Gesundheitsrisiken und Scham
Im konkreten Fall bemerkte die Frau, eine Polizeimeisteranwärterin, das Fehlen des Kondoms erst nach der Ejakulation des Mannes. Sie zeigte den Mann an, weil sie sich missbraucht fühlte und durch den ungeschützten Geschlechtsverkehr gegen ihren Willen das Risiko einer ungewollten Schwangerschaft oder Ansteckung mit einer Geschlechtskrankheit um ein Vielfaches erhöht war.
Für die Opfer bedeutet Stealthing nicht nur ein physisches Risiko, sondern auch die Konfrontation mit der Scham und psychischem Leid, die mit sexuellen Übergriffen verbunden sind.
Gegen das Urteil des Amtsgerichts hat die Verteidigung bereits Rechtsmittel eingelegt. Möglich sind nun eine Berufung vor dem Landgericht oder auch eine Sprungrevision zum Kammergericht. Dabei dürfte der Bundespolizist glimpflich davongekommen sein. Wäre er wegen Vergewaltigung verurteilt worden, hätte ihm angesichts der Mindeststrafe von zwei Jahren die Entfernung aus dem Staatsdienst gedroht.
Sexualstrafrecht in Österreich
Generell gibt es keine einheitliche Definition des Rechtsbegriffs der Vergewaltigung, die juristische Bewertung ist je nach Land unterschiedlich. In Österreich ist die Vergewaltigung im § 201 StGB (Strafgesetzbuch) unter Strafe gestellt. Neben dem Straftatbestand der Vergewaltigung gibt es ergänzend den § 202 StGB Geschlechtliche Nötigung.
Hierzulande sind Vergewaltigung und sexuelle Nötigung im Strafgesetzbuch also gesondert geregelt. Wird eine Person mit Gewalt, durch Entziehung der persönlichen Freiheit oder durch Drohung zum Geschlechtsverkehr oder einer geschlechtlichen Handlung gezwungen, ist eine Freiheitsstrafe von bis zu zehn Jahren vorgesehen. Zieht die Tat Körperverletzung und/oder eine Schwangerschaft mit sich, erhöht sich das Strafmaß. Das gilt auch, wenn die vergewaltigte Person längere Zeit qualvollem Leid ausgesetzt oder in besonderer Weise erniedrigt wird. Wer andere gewaltvoll oder durch Drohung zum Sex nötigt, riskiert eine Freiheitsstrafe von bis zu fünf Jahren.

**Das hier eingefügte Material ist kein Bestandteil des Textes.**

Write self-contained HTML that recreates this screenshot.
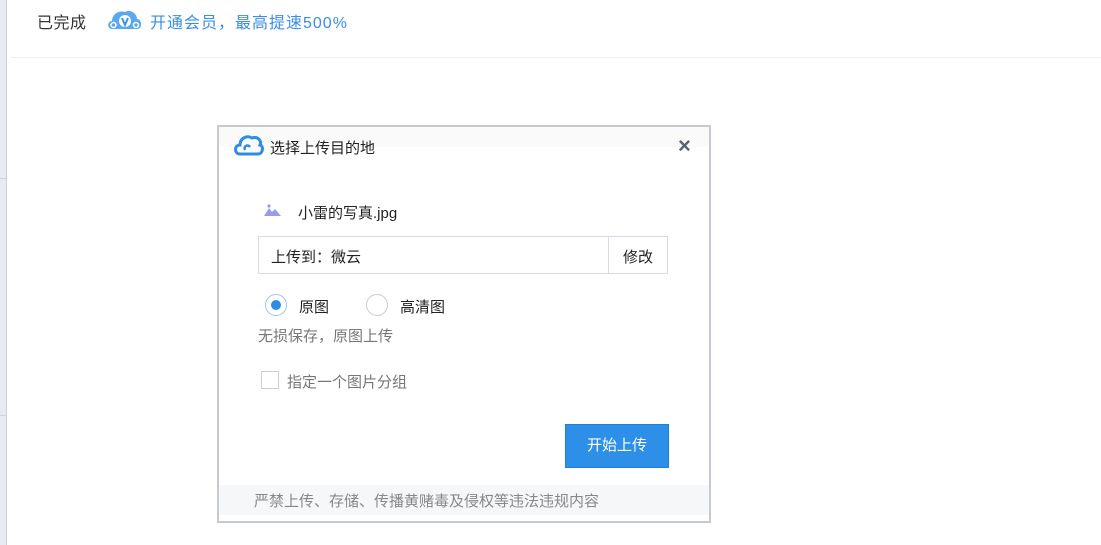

Darüber hinaus gibt es seit Anfang 2016 einen neuen Tatbestand: Strafbar ist demnach, wer sexuelle Handlungen gegen den Willen einer anderen Person vornimmt, auch wenn es zu keiner Gewalt oder Drohung kommt. Selbiges gilt, wenn eine Person unter Ausnützung einer Zwangslage sexuelle Handlungen vornimmt.